→ **COLLECTED DATA**

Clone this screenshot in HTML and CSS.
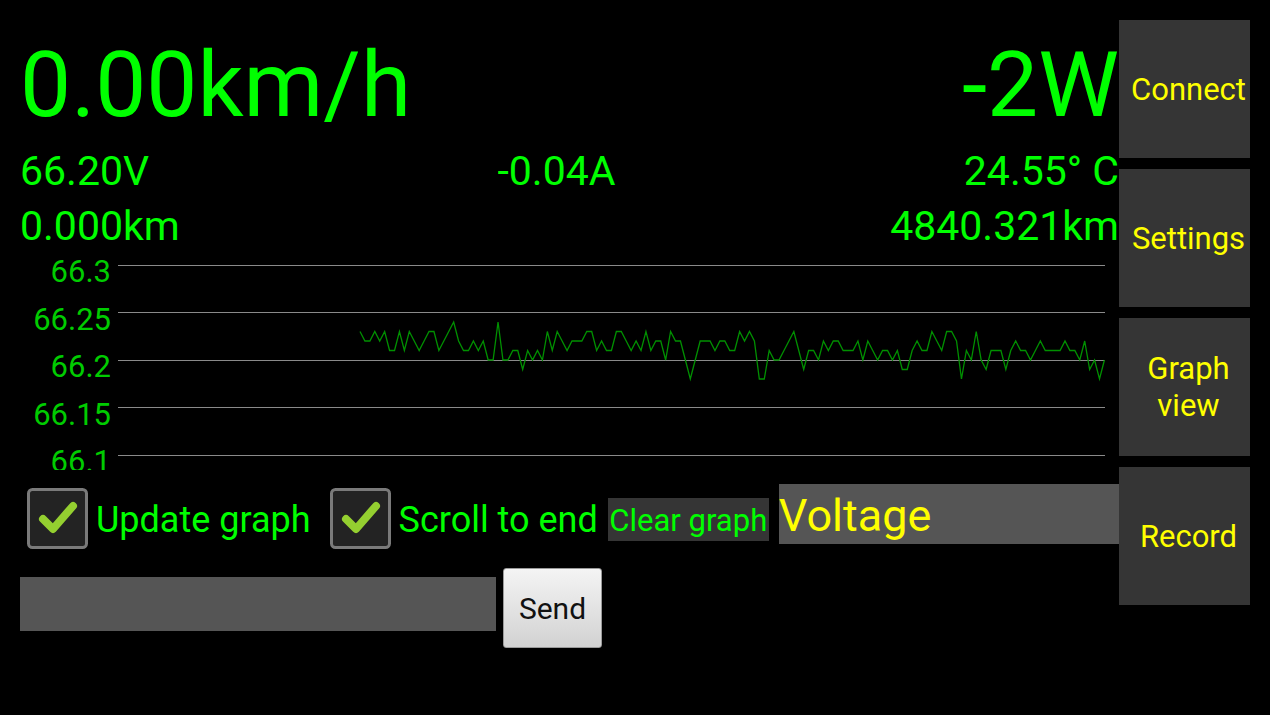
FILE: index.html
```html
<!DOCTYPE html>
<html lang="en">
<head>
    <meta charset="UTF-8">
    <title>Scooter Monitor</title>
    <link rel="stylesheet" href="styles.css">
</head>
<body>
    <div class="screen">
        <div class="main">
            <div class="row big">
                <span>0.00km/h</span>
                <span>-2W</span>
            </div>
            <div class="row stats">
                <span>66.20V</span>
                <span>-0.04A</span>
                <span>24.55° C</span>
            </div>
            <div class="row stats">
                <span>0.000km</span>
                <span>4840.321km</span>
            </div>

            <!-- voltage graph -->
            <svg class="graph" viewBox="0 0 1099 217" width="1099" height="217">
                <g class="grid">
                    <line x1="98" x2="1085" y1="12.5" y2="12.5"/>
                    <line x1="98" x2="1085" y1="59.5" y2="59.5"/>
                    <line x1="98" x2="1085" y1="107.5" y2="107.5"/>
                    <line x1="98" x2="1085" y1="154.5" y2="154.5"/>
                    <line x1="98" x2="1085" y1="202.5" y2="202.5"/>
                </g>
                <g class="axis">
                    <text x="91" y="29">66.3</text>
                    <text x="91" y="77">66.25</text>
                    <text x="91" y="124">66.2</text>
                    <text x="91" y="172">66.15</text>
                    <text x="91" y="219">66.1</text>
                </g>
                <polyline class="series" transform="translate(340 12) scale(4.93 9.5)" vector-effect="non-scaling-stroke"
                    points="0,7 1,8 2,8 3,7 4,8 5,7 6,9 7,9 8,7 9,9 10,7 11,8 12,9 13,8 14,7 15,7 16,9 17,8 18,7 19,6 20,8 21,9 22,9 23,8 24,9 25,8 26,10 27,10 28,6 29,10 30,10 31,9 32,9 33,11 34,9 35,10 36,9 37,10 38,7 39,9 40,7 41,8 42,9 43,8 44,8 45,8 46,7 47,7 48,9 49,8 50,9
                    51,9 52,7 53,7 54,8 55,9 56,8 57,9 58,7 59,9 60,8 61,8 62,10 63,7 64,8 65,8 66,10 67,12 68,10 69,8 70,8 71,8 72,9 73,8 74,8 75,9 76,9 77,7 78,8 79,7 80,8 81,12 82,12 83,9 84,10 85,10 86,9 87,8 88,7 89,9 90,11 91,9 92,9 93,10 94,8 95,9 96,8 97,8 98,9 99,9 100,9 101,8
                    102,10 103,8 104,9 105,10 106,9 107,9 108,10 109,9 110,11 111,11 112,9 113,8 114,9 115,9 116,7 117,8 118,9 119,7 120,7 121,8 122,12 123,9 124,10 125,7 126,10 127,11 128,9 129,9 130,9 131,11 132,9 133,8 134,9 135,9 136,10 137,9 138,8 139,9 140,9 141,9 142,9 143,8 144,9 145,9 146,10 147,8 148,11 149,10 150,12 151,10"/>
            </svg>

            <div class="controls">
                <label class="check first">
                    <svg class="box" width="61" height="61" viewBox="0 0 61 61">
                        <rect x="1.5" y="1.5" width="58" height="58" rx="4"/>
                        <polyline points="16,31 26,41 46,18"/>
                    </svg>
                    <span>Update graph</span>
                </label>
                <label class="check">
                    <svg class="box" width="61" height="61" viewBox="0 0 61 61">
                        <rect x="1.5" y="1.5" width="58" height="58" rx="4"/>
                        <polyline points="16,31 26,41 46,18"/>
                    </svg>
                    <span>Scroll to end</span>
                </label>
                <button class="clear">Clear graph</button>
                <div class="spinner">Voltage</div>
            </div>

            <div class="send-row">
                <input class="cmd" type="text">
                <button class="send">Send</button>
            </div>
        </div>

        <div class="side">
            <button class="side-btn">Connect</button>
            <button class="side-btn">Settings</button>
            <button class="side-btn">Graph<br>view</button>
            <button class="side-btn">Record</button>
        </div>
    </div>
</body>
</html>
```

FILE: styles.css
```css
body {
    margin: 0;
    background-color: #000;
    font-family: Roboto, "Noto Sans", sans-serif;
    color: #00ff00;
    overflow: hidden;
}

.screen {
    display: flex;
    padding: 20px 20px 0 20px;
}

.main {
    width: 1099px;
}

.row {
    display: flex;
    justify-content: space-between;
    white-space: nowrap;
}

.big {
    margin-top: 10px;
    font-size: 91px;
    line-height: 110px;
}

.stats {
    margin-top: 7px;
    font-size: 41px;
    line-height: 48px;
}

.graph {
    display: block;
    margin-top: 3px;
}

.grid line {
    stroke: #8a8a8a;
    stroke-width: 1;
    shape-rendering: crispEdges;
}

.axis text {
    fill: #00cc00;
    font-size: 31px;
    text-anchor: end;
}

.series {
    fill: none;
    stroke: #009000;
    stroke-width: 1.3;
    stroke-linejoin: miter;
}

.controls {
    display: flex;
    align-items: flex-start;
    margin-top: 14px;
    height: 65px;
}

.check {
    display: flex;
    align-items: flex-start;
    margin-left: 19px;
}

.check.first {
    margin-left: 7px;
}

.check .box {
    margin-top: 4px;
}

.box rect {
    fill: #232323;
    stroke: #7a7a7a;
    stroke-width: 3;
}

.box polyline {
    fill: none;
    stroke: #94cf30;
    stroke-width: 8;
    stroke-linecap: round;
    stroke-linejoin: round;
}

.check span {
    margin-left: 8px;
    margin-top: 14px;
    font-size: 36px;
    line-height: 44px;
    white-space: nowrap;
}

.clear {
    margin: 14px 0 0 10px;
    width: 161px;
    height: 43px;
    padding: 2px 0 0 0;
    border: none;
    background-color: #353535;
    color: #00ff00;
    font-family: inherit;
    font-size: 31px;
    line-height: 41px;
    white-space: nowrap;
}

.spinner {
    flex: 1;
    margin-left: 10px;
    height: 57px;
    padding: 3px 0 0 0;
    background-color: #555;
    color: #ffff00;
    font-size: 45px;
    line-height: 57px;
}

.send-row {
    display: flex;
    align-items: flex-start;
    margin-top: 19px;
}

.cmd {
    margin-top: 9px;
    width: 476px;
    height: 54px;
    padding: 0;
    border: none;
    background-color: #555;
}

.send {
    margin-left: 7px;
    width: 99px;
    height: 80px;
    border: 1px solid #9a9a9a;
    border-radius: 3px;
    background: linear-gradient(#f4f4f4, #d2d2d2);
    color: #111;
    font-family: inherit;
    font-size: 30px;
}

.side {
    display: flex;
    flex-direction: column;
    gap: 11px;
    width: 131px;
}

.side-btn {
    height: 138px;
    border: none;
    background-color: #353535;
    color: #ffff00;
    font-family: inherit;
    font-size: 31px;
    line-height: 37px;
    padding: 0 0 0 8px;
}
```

→ **TASK DETAILS**
Do not include the images; transcribe the rest of the listing exactly.

→ **RESPONSE**
Clone this screenshot in HTML and CSS.
FILE: index.html
```html
<!DOCTYPE html>
<html lang="en">
<head>
    <meta charset="UTF-8">
    <title>Scooter Monitor</title>
    <link rel="stylesheet" href="styles.css">
</head>
<body>
    <div class="screen">
        <div class="main">
            <div class="row big">
                <span>0.00km/h</span>
                <span>-2W</span>
            </div>
            <div class="row stats">
                <span>66.20V</span>
                <span>-0.04A</span>
                <span>24.55° C</span>
            </div>
            <div class="row stats">
                <span>0.000km</span>
                <span>4840.321km</span>
            </div>

            <!-- voltage graph -->
            <svg class="graph" viewBox="0 0 1099 217" width="1099" height="217">
                <g class="grid">
                    <line x1="98" x2="1085" y1="12.5" y2="12.5"/>
                    <line x1="98" x2="1085" y1="59.5" y2="59.5"/>
                    <line x1="98" x2="1085" y1="107.5" y2="107.5"/>
                    <line x1="98" x2="1085" y1="154.5" y2="154.5"/>
                    <line x1="98" x2="1085" y1="202.5" y2="202.5"/>
                </g>
                <g class="axis">
                    <text x="91" y="29">66.3</text>
                    <text x="91" y="77">66.25</text>
                    <text x="91" y="124">66.2</text>
                    <text x="91" y="172">66.15</text>
                    <text x="91" y="219">66.1</text>
                </g>
                <polyline class="series" transform="translate(340 12) scale(4.93 9.5)" vector-effect="non-scaling-stroke"
                    points="0,7 1,8 2,8 3,7 4,8 5,7 6,9 7,9 8,7 9,9 10,7 11,8 12,9 13,8 14,7 15,7 16,9 17,8 18,7 19,6 20,8 21,9 22,9 23,8 24,9 25,8 26,10 27,10 28,6 29,10 30,10 31,9 32,9 33,11 34,9 35,10 36,9 37,10 38,7 39,9 40,7 41,8 42,9 43,8 44,8 45,8 46,7 47,7 48,9 49,8 50,9
                    51,9 52,7 53,7 54,8 55,9 56,8 57,9 58,7 59,9 60,8 61,8 62,10 63,7 64,8 65,8 66,10 67,12 68,10 69,8 70,8 71,8 72,9 73,8 74,8 75,9 76,9 77,7 78,8 79,7 80,8 81,12 82,12 83,9 84,10 85,10 86,9 87,8 88,7 89,9 90,11 91,9 92,9 93,10 94,8 95,9 96,8 97,8 98,9 99,9 100,9 101,8
                    102,10 103,8 104,9 105,10 106,9 107,9 108,10 109,9 110,11 111,11 112,9 113,8 114,9 115,9 116,7 117,8 118,9 119,7 120,7 121,8 122,12 123,9 124,10 125,7 126,10 127,11 128,9 129,9 130,9 131,11 132,9 133,8 134,9 135,9 136,10 137,9 138,8 139,9 140,9 141,9 142,9 143,8 144,9 145,9 146,10 147,8 148,11 149,10 150,12 151,10"/>
            </svg>

            <div class="controls">
                <label class="check first">
                    <svg class="box" width="61" height="61" viewBox="0 0 61 61">
                        <rect x="1.5" y="1.5" width="58" height="58" rx="4"/>
                        <polyline points="16,31 26,41 46,18"/>
                    </svg>
                    <span>Update graph</span>
                </label>
                <label class="check">
                    <svg class="box" width="61" height="61" viewBox="0 0 61 61">
                        <rect x="1.5" y="1.5" width="58" height="58" rx="4"/>
                        <polyline points="16,31 26,41 46,18"/>
                    </svg>
                    <span>Scroll to end</span>
                </label>
                <button class="clear">Clear graph</button>
                <div class="spinner">Voltage</div>
            </div>

            <div class="send-row">
                <input class="cmd" type="text">
                <button class="send">Send</button>
            </div>
        </div>

        <div class="side">
            <button class="side-btn">Connect</button>
            <button class="side-btn">Settings</button>
            <button class="side-btn">Graph<br>view</button>
            <button class="side-btn">Record</button>
        </div>
    </div>
</body>
</html>
```

FILE: styles.css
```css
body {
    margin: 0;
    background-color: #000;
    font-family: Roboto, "Noto Sans", sans-serif;
    color: #00ff00;
    overflow: hidden;
}

.screen {
    display: flex;
    padding: 20px 20px 0 20px;
}

.main {
    width: 1099px;
}

.row {
    display: flex;
    justify-content: space-between;
    white-space: nowrap;
}

.big {
    margin-top: 10px;
    font-size: 91px;
    line-height: 110px;
}

.stats {
    margin-top: 7px;
    font-size: 41px;
    line-height: 48px;
}

.graph {
    display: block;
    margin-top: 3px;
}

.grid line {
    stroke: #8a8a8a;
    stroke-width: 1;
    shape-rendering: crispEdges;
}

.axis text {
    fill: #00cc00;
    font-size: 31px;
    text-anchor: end;
}

.series {
    fill: none;
    stroke: #009000;
    stroke-width: 1.3;
    stroke-linejoin: miter;
}

.controls {
    display: flex;
    align-items: flex-start;
    margin-top: 14px;
    height: 65px;
}

.check {
    display: flex;
    align-items: flex-start;
    margin-left: 19px;
}

.check.first {
    margin-left: 7px;
}

.check .box {
    margin-top: 4px;
}

.box rect {
    fill: #232323;
    stroke: #7a7a7a;
    stroke-width: 3;
}

.box polyline {
    fill: none;
    stroke: #94cf30;
    stroke-width: 8;
    stroke-linecap: round;
    stroke-linejoin: round;
}

.check span {
    margin-left: 8px;
    margin-top: 14px;
    font-size: 36px;
    line-height: 44px;
    white-space: nowrap;
}

.clear {
    margin: 14px 0 0 10px;
    width: 161px;
    height: 43px;
    padding: 2px 0 0 0;
    border: none;
    background-color: #353535;
    color: #00ff00;
    font-family: inherit;
    font-size: 31px;
    line-height: 41px;
    white-space: nowrap;
}

.spinner {
    flex: 1;
    margin-left: 10px;
    height: 57px;
    padding: 3px 0 0 0;
    background-color: #555;
    color: #ffff00;
    font-size: 45px;
    line-height: 57px;
}

.send-row {
    display: flex;
    align-items: flex-start;
    margin-top: 19px;
}

.cmd {
    margin-top: 9px;
    width: 476px;
    height: 54px;
    padding: 0;
    border: none;
    background-color: #555;
}

.send {
    margin-left: 7px;
    width: 99px;
    height: 80px;
    border: 1px solid #9a9a9a;
    border-radius: 3px;
    background: linear-gradient(#f4f4f4, #d2d2d2);
    color: #111;
    font-family: inherit;
    font-size: 30px;
}

.side {
    display: flex;
    flex-direction: column;
    gap: 11px;
    width: 131px;
}

.side-btn {
    height: 138px;
    border: none;
    background-color: #353535;
    color: #ffff00;
    font-family: inherit;
    font-size: 31px;
    line-height: 37px;
    padding: 0 0 0 8px;
}
```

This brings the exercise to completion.